**AIM**
Reproduce all the material exactly, minus any pictures it holds.

━━━━━━

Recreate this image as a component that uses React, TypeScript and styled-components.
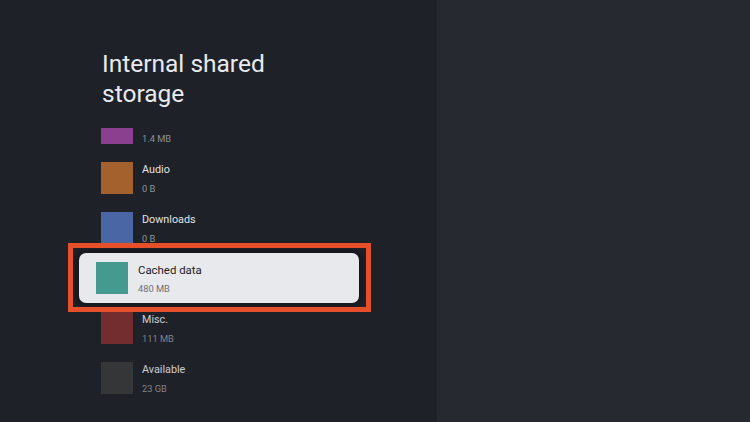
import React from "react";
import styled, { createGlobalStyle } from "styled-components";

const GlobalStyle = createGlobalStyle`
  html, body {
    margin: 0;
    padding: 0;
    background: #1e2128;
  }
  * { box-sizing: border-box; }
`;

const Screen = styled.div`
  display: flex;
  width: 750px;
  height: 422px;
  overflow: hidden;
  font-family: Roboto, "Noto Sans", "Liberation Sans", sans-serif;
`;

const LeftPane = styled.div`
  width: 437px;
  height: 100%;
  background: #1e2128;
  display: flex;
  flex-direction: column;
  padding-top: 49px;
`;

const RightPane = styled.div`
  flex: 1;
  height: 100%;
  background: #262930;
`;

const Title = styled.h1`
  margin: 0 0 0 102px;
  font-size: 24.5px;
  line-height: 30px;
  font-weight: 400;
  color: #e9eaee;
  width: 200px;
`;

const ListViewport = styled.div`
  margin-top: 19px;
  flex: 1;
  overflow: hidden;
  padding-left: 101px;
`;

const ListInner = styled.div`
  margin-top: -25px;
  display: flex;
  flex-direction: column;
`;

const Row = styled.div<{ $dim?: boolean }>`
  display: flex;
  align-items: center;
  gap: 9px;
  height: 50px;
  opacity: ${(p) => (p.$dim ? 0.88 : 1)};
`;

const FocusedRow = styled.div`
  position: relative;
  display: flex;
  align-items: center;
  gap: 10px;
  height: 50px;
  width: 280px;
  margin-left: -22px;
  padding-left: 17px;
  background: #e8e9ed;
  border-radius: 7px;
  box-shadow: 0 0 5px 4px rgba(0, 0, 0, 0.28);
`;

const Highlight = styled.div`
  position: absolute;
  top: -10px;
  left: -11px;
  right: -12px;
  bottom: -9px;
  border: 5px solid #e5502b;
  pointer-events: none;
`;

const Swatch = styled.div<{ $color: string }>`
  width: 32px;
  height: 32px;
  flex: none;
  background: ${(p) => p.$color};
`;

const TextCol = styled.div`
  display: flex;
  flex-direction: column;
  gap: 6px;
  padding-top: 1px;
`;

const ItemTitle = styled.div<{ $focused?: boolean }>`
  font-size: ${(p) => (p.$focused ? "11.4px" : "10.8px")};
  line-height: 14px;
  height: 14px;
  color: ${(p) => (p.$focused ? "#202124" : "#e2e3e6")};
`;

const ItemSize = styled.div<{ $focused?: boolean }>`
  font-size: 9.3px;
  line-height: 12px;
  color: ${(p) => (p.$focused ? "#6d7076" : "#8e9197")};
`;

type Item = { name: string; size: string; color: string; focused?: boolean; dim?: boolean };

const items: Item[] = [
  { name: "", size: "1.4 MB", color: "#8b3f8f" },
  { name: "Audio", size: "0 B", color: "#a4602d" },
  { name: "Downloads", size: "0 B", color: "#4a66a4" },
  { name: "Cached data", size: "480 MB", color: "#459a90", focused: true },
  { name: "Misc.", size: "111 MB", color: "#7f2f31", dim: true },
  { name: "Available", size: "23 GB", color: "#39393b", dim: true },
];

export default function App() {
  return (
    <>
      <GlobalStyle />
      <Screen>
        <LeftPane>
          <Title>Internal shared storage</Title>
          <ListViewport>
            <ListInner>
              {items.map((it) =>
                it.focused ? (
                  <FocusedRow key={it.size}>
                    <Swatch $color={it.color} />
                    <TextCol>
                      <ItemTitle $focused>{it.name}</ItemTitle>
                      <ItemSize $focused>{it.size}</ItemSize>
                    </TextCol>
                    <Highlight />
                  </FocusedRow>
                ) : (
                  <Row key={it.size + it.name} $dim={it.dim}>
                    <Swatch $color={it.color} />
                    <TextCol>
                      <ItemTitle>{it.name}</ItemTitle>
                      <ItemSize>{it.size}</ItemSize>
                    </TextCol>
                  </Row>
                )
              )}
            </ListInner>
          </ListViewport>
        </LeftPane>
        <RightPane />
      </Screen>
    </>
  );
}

━━━━━━

**RESPONSE**
Recreate this image as a component that uses React, TypeScript and styled-components.
import React from "react";
import styled, { createGlobalStyle } from "styled-components";

const GlobalStyle = createGlobalStyle`
  html, body {
    margin: 0;
    padding: 0;
    background: #1e2128;
  }
  * { box-sizing: border-box; }
`;

const Screen = styled.div`
  display: flex;
  width: 750px;
  height: 422px;
  overflow: hidden;
  font-family: Roboto, "Noto Sans", "Liberation Sans", sans-serif;
`;

const LeftPane = styled.div`
  width: 437px;
  height: 100%;
  background: #1e2128;
  display: flex;
  flex-direction: column;
  padding-top: 49px;
`;

const RightPane = styled.div`
  flex: 1;
  height: 100%;
  background: #262930;
`;

const Title = styled.h1`
  margin: 0 0 0 102px;
  font-size: 24.5px;
  line-height: 30px;
  font-weight: 400;
  color: #e9eaee;
  width: 200px;
`;

const ListViewport = styled.div`
  margin-top: 19px;
  flex: 1;
  overflow: hidden;
  padding-left: 101px;
`;

const ListInner = styled.div`
  margin-top: -25px;
  display: flex;
  flex-direction: column;
`;

const Row = styled.div<{ $dim?: boolean }>`
  display: flex;
  align-items: center;
  gap: 9px;
  height: 50px;
  opacity: ${(p) => (p.$dim ? 0.88 : 1)};
`;

const FocusedRow = styled.div`
  position: relative;
  display: flex;
  align-items: center;
  gap: 10px;
  height: 50px;
  width: 280px;
  margin-left: -22px;
  padding-left: 17px;
  background: #e8e9ed;
  border-radius: 7px;
  box-shadow: 0 0 5px 4px rgba(0, 0, 0, 0.28);
`;

const Highlight = styled.div`
  position: absolute;
  top: -10px;
  left: -11px;
  right: -12px;
  bottom: -9px;
  border: 5px solid #e5502b;
  pointer-events: none;
`;

const Swatch = styled.div<{ $color: string }>`
  width: 32px;
  height: 32px;
  flex: none;
  background: ${(p) => p.$color};
`;

const TextCol = styled.div`
  display: flex;
  flex-direction: column;
  gap: 6px;
  padding-top: 1px;
`;

const ItemTitle = styled.div<{ $focused?: boolean }>`
  font-size: ${(p) => (p.$focused ? "11.4px" : "10.8px")};
  line-height: 14px;
  height: 14px;
  color: ${(p) => (p.$focused ? "#202124" : "#e2e3e6")};
`;

const ItemSize = styled.div<{ $focused?: boolean }>`
  font-size: 9.3px;
  line-height: 12px;
  color: ${(p) => (p.$focused ? "#6d7076" : "#8e9197")};
`;

type Item = { name: string; size: string; color: string; focused?: boolean; dim?: boolean };

const items: Item[] = [
  { name: "", size: "1.4 MB", color: "#8b3f8f" },
  { name: "Audio", size: "0 B", color: "#a4602d" },
  { name: "Downloads", size: "0 B", color: "#4a66a4" },
  { name: "Cached data", size: "480 MB", color: "#459a90", focused: true },
  { name: "Misc.", size: "111 MB", color: "#7f2f31", dim: true },
  { name: "Available", size: "23 GB", color: "#39393b", dim: true },
];

export default function App() {
  return (
    <>
      <GlobalStyle />
      <Screen>
        <LeftPane>
          <Title>Internal shared storage</Title>
          <ListViewport>
            <ListInner>
              {items.map((it) =>
                it.focused ? (
                  <FocusedRow key={it.size}>
                    <Swatch $color={it.color} />
                    <TextCol>
                      <ItemTitle $focused>{it.name}</ItemTitle>
                      <ItemSize $focused>{it.size}</ItemSize>
                    </TextCol>
                    <Highlight />
                  </FocusedRow>
                ) : (
                  <Row key={it.size + it.name} $dim={it.dim}>
                    <Swatch $color={it.color} />
                    <TextCol>
                      <ItemTitle>{it.name}</ItemTitle>
                      <ItemSize>{it.size}</ItemSize>
                    </TextCol>
                  </Row>
                )
              )}
            </ListInner>
          </ListViewport>
        </LeftPane>
        <RightPane />
      </Screen>
    </>
  );
}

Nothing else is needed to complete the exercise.